From the micro-perspective of niche marketplace opportunities, I will end with a higher-level macroeconomic view about why not only is everyone is so interested in the power of marketplaces but why the next few decades could be ripe for all sorts of economic reordering:
- First, consider the structural changes at play in the United States economy, with wealth continuing to concentrate in specific geographies and a slew of jobs that simply will never come back. The economy is fundamentally restructured as a result of these forces.
- Second, consider how these structural changes will alter the demand-side equation, and when demand increases regardless of price, supply will rush in to fill it — this creates new economic opportunities.

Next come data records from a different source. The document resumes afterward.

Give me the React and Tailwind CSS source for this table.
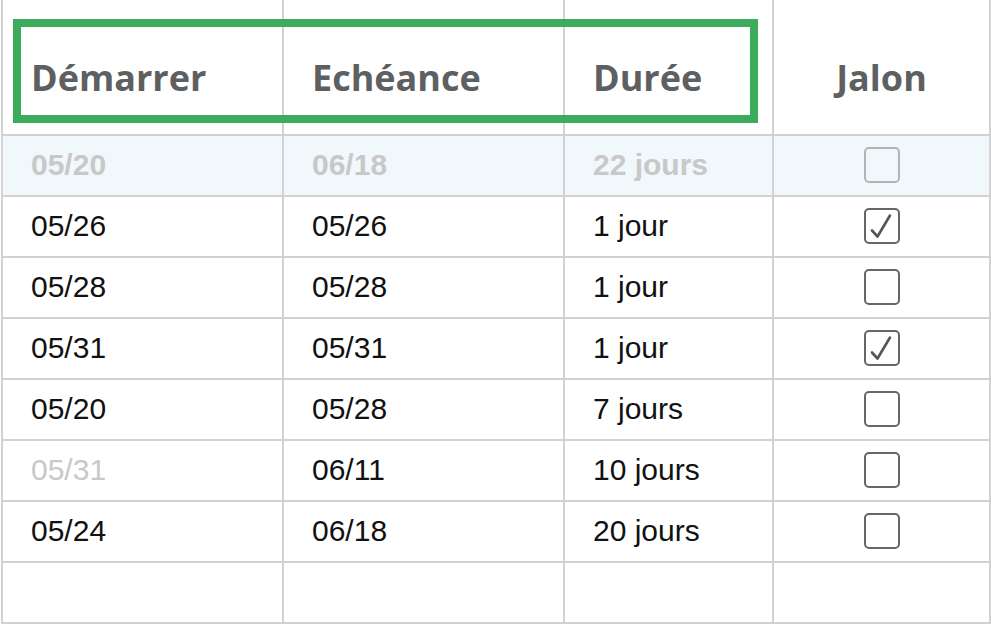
import React from 'react';

const rows = [
    { start: '05/20', end: '06/18', duration: '22 jours', milestone: false, summary: true },
    { start: '05/26', end: '05/26', duration: '1 jour', milestone: true },
    { start: '05/28', end: '05/28', duration: '1 jour', milestone: false },
    { start: '05/31', end: '05/31', duration: '1 jour', milestone: true },
    { start: '05/20', end: '05/28', duration: '7 jours', milestone: false },
    { start: '05/31', end: '06/11', duration: '10 jours', milestone: false, startMuted: true },
    { start: '05/24', end: '06/18', duration: '20 jours', milestone: false },
    { start: '', end: '', duration: '', milestone: null },
];

function Checkbox({ checked, muted }) {
    return (
        <div
            className={`w-[36px] h-[36px] rounded-[5px] border-2 flex items-center justify-center ${
                muted ? 'border-[#b4b4b4]' : 'border-[#666666]'
            }`}
        >
            {checked && (
                <svg width="32" height="32" viewBox="0 0 32 32" fill="none">
                    <path
                        d="M6 20.5 L11.5 26.5 L24 5.5"
                        stroke="#555555"
                        strokeWidth="2.6"
                        strokeLinecap="round"
                        strokeLinejoin="round"
                    />
                </svg>
            )}
        </div>
    );
}

function App() {
    const headerCell = 'h-[136px] border-b-2 border-r-2 border-[#d2d2d2] pt-[53px] px-[28px]';
    const cell = 'h-[61px] border-b-2 border-r-2 border-[#d2d2d2] flex items-center px-[28px] pb-[2px]';

    return (
        <div className="relative w-[991px] h-[624px] overflow-hidden bg-white">
            <div className="ml-[1px] grid grid-cols-[281px_281px_209px_1fr] border-l-2 border-[#d2d2d2]">
                {/* en-tête */}
                <div className={headerCell}>
                    <span className="font-['Open_Sans',sans-serif] font-bold text-[36px] leading-[49px] text-[#5e5f61]">Démarrer</span>
                </div>
                <div className={headerCell}>
                    <span className="font-['Open_Sans',sans-serif] font-bold text-[36px] leading-[49px] text-[#5e5f61]">Echéance</span>
                </div>
                <div className={headerCell}>
                    <span className="font-['Open_Sans',sans-serif] font-bold text-[36px] leading-[49px] text-[#5e5f61]">Durée</span>
                </div>
                <div className={`${headerCell} text-center`}>
                    <span className="font-['Open_Sans',sans-serif] font-bold text-[36px] leading-[49px] text-[#5e5f61]">Jalon</span>
                </div>

                {/* lignes */}
                {rows.map((row, i) => {
                    const bg = row.summary ? 'bg-[#f0f8fc]' : 'bg-white';
                    const text = row.summary
                        ? 'font-bold text-[#c8c8c8]'
                        : 'text-[#111111]';
                    const font = "font-['Liberation_Sans',Arial,sans-serif] text-[30px]";
                    return (
                        <React.Fragment key={i}>
                            <div className={`${cell} ${bg} ${font} ${row.startMuted ? 'text-[#c8c8c8]' : text}`}>{row.start}</div>
                            <div className={`${cell} ${bg} ${font} ${text}`}>{row.end}</div>
                            <div className={`${cell} ${bg} ${font} ${text}`}>{row.duration}</div>
                            <div className={`${cell} ${bg} justify-center`}>
                                {row.milestone !== null && (
                                    <Checkbox checked={row.milestone} muted={row.summary} />
                                )}
                            </div>
                        </React.Fragment>
                    );
                })}
            </div>

            {/* cadre de mise en évidence */}
            <div className="absolute left-[13px] top-[19px] w-[745px] h-[104px] border-8 border-[#3cab5b] pointer-events-none" />
        </div>
    );
}

export default App;
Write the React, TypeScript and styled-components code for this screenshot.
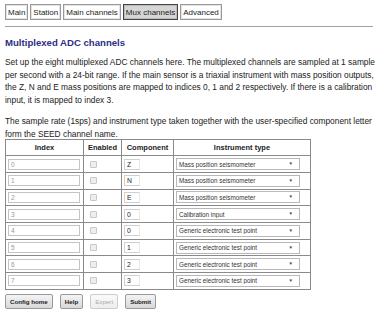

- And, three, make sure to read this excellent book review of Taleb’s book “Antifragile,” written by Union Square Ventures’ Albert Wenger, where he makes the case for antifragile approaches to technology investing given that the past is not a good predictor of future outlier events and given that in the face of immutable forces, assets which exhibit strong antifragile properties will not only persist, but potentially gain strength over time. In such a long-term scenario, the elegance and resilience of marketplace economics combined with the efficiency and dispassion of the Internet (web or mobile) provide the necessary ingredients for the landlords to change and for renters to be better off in the future.